Of the company’s base assets, notable highlights include Williston infill well outperformance.
Previously, “we had 1,300-1,320-ft interwell spacing and we’re finally putting a well in between,” McAllister said. “So, we’re going down to 660 ft and actually even testing tighter than that.”
Changes also included larger completions using up to 700 lbs per ft, resulting in improved parent well performance. “In fact, we’re also seeing enhancement in the offset parent wells—basically improving production after they’re frac hit by the child well,” he added. “Things are really encouraging in the Williston Basin, and we’re pretty excited about some of the well results for seeing.”
The updates were given after Encana reported on Oct.31 net income for the third quarter jumped to $149 million, up from $39 million a year earlier.

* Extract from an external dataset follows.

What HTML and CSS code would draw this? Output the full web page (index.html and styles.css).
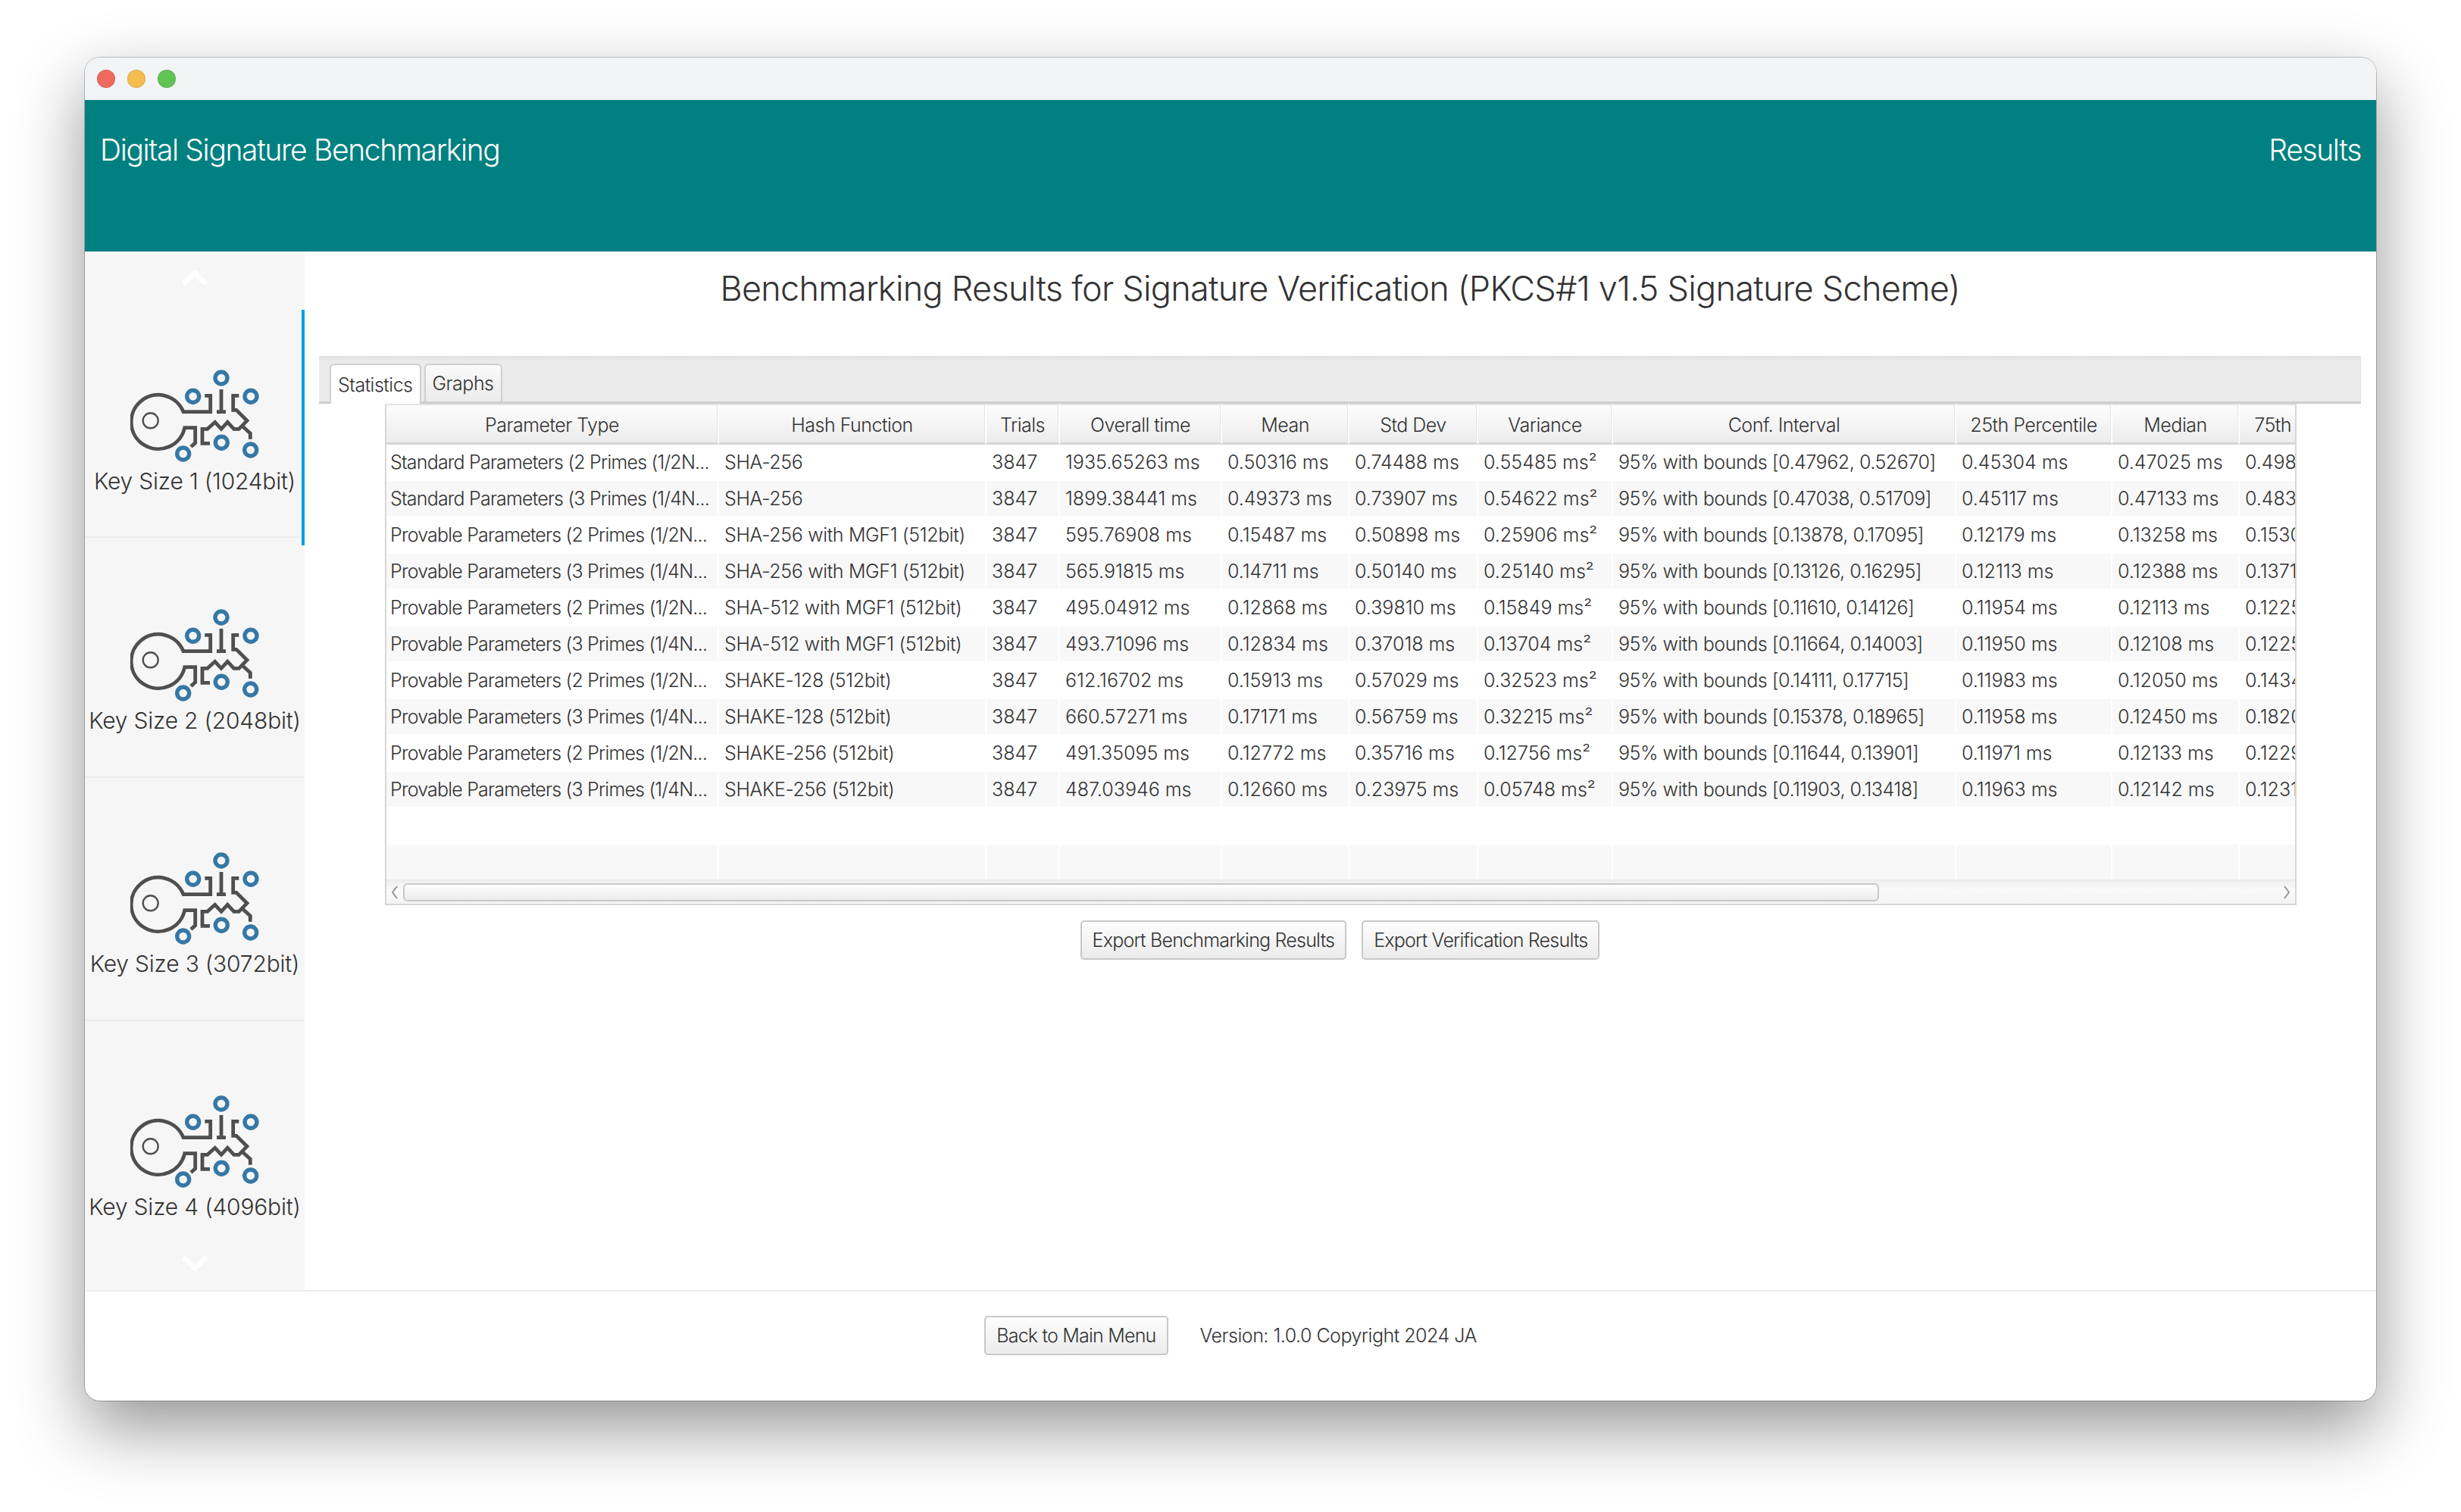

In addition, the company’s operating profit increased, moving to $195 million from $163 million.
In another release, the company announced it will become Ovintiv Inc. and establish corporate domicile in the U.S.
The news came almost a year after the company agreed to buy Texas-based Newfield Exploration Co. for $5.5 billion, growing its assets in the U.S. where it also holds positions in the Uinta Basin and Eagle Ford Shale.
“From today’s news, you can see it was anything but boring,” Suttles said, referring to a sell-side note he said was titled “Likely A Boring Quarter for Encana.” “We generated a quarter of a billion dollars of free cash flow, executed exceptionally well across the company and announced a strategic move to establish corporate domicile in the United States that we believe will create long-term value as it ultimately better positions our company.
“Our recent actions are proof positive that we are committed to unlocking this significant value we see in our equity,” Suttles added. “We will leave no stone unturned to capture this value for the benefit of our shareholders.”
Analysts deemed the results solid.
“ECA released a positive operations update, with its Stack cube wells (40) continuing to outperform the 2019 type curve on average after ~170 days on a cumulative oil basis,” Barclays analysts said in a note. “While some investors discount 30-, 60-, and 90-day well performance as too early-stage, 180 days carries significantly more weight with the market and with the Stack bull/bear thesis.”